| US citizens can be declared enemy combatants { February 1 2007 } Original Source Link: (May no longer be active) http://www.ft.com/cms/s/ad8aebc2-b26b-11db-a79f-0000779e2340.htmlhttp://www.ft.com/cms/s/ad8aebc2-b26b-11db-a79f-0000779e2340.html
Bush’s war powers further scrutinised By Demetri Sevastopulo in Richmond, Virginia
Published: February 1 2007 20:55 | Last updated: February 1 2007 20:55
The battle to define presidential powers in the “war on terror” came under renewed scrutiny on Thursday when a foreign prisoner held in the US on suspicion of being an al-Qaeda “sleeper agent” asked a court to declare his detention unconstitutional.
Ali Saleh Kahlah al-Marri, a Qatari citizen studying computer science in the US, was arrested in Illinois in late 2001 in connection with the investigation into the September 11 attacks. He was slated for a criminal trial in 2003 on charges including credit card fraud.
Just weeks before the trial, however, President George W. Bush classified Mr Marri as an unlawful “enemy combatant” in the “war on terror”. He was removed from the criminal justice system and transferred to a prison in South Carolina, where he has remained without direct access to his family. The administration has designated hundreds of detainees at Guantánamo Bay as “enemy combatants”.
But lawyers for Mr Marri argued in a federal appeals court in Virginia on Thursday that Mr Bush did not have the authority to declare legal US residents as enemy combatants. “The president cannot militarise the case of a man in Peoria [Illinois] with the stroke of a pen,” said Jonathan Hafetz, a New York University lawyer representing Mr Marri.
The Justice Department argued that Congress gave Mr Bush the authority to declare Mr Marri an enemy combatant when it gave him the ability to use force to prosecute the “war on terror” after September 11.
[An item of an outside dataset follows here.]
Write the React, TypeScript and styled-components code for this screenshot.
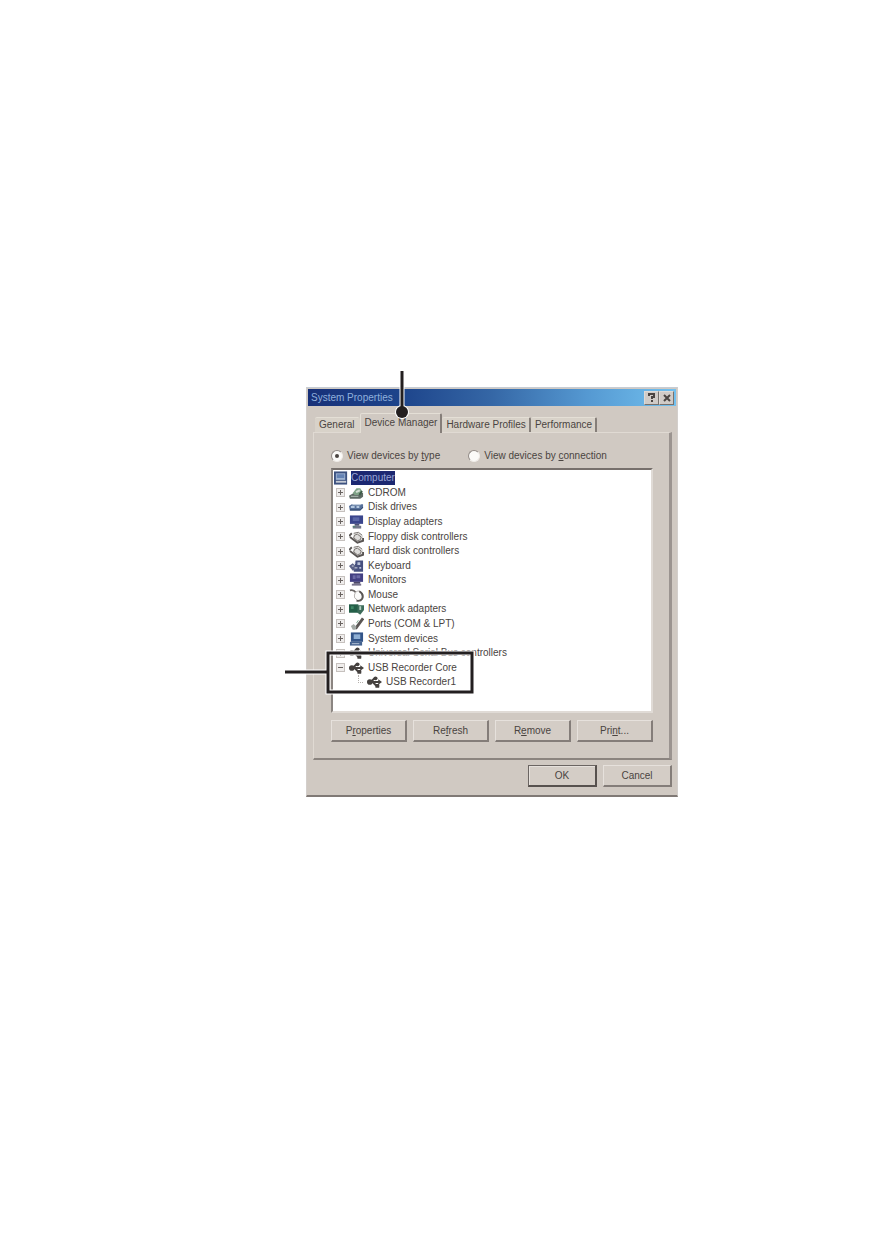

Critics say Congress intended the president to have the authority to classify only prisoners captured on the battlefield, not legal US residents or US citizens, as enemy combatants.
“If the government prevails, any one of the 11.6m legal permanent residents in the US could – on the president’s say-so...be held indefinitely as an ‘unlawful enemy combatant’ with no right to challenge his or her imprisonment in court,” said Human Rights Watch.
In court on Thursday, the Justice Department argued the battlefield in the “war on terror” included the US. That view seemed to receive support from one judge on the three-member panel but another appeared to question the administration’s argument, saying while Congress could have given Mr Bush the ability to declare legal residents and citizens as “enemy combatants”, it was unclear it had done so.
But Congress may again tackle the debate over habeas, which could have implications for the case of Mr al-Marri and the several hundred detainees still imprisoned at Guantánamo.
Senators Patrick Leahy and Arlen Specter, the top Democrat and Republican on the Senate judiciary committee, last week said they would work to reinstate the right of habeas corpus for all detainees.
“The great writ of habeas corpus was done horrible damage by the Congress in a law the president signed last year,” Sen Leahy told Alberto Gonzales, the US attorney-general last week.
“I just want to put everybody on notice: as chairman of this committee, I will do everything possible to restore all the rights under the write of habeas corpus that were there before we passed the [MCA] legislation,” he said.